ミシュランは6月25日、カナダのモントリオールで5月30日から6月1日まで開催された「MOVIN ON 2018」で、タイヤメーカーとして世界の環境問題に取り組む長期的戦略を明らかにしたと発表した。
この戦略の柱は、2048年までに、①タイヤ原材料の80%を持続可能な材質に置き換える、②タイヤのリサイクル率を100%にする、の2点。
1点目のタイヤの原材料については、現在、同社が製造するタイヤは全体の28%に持続可能な原材料が使われており、このうち26%が天然ゴム、ひまわり油、リモネンなどのバイオ由来の材料で、2%は鋼鉄やリサイクルした粉末状タイヤなどのリサイクル原材料となっている。こうした原材料の使用比率を80%まで引き上げ、持続可能なモビリティ社会の実現につなげることにしている。
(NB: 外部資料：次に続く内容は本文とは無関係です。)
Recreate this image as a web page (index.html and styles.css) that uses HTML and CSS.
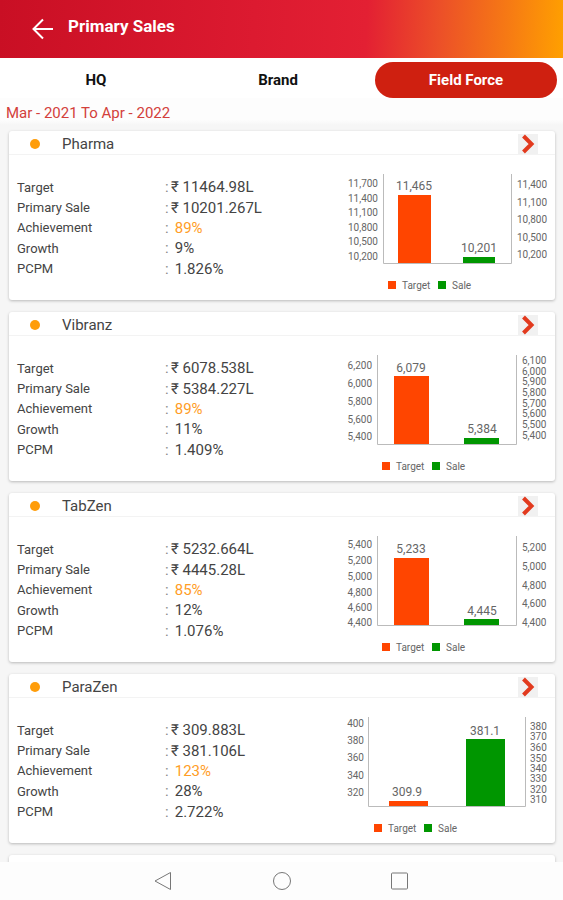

2点目のタイヤのリサイクル率については、現在の世界全体のタイヤの回収率は70%、リサイクル率は平均50%となっており、「持続可能な開発のための世界経済人会議(WBCSD)」のデータでは、18年には世界で10億本の使用済みタイヤ(約2500万t)が発生するとされている。同社は廃棄タイヤの削減と再利用へ取り組みを進め、全てのタイヤにおいて100%のリサイクル率を目指すこととした。
これら2つの目標が達成された場合の潜在的な利益と節減効果は、同社によると、①年間3300万バレルの原油(超大型タンカー16・5隻分)または電力5万4000GWh相当の節約、②平均的なセダン(8リットルの燃料で100km走行)が年間650億km走行できる燃料相当の節約、③ヨーロッパの全て四輪車が225km(総計走行距離2億9100万km)走行できる燃料または全世界の全ての四輪車(12億台と推定)が54km走行できる燃料相当の節約、と試算されている。
目標実現に向け同社は、持続可能なモビリティ社会を促進するための革新的なソリューションの開発と、タイヤ性能改善の継続的な取り組みを進めており、その一環として17年10月に米国高性能微粒子ゴム粉末(MRP)分野の大手製造企業であるリーハイ・テクノロジー社を買収している。
MRPは、原油やゴムに代わる原材料として、ハイパフォーマンスタイヤ、プラスチック、消費財、コーティング剤、シール材、建設資材、アスファルトなど、産業および消費者向け用途で広範囲に利用されていて、原材料コストを最大50%低減し、様々な市場でその性能を発揮する持続可能な原材料となっている。
リーハイ・テクノロジー社は、使用済みタイヤから微細粉末を製造する高度な技術を持つMRP市場のリーダーとして、持続可能性を事業の柱にしている。
同社によるリーハイ・テクノロジー社の買収は、先端技術を使ったリサイクル技術に投資しハイテク原材料の専門技術を活用していく同社の戦略を実現したもので、自動車以外の分野でも使用済みタイヤから得られる革新的なリサイクル原材料の活用を推進する方針としている。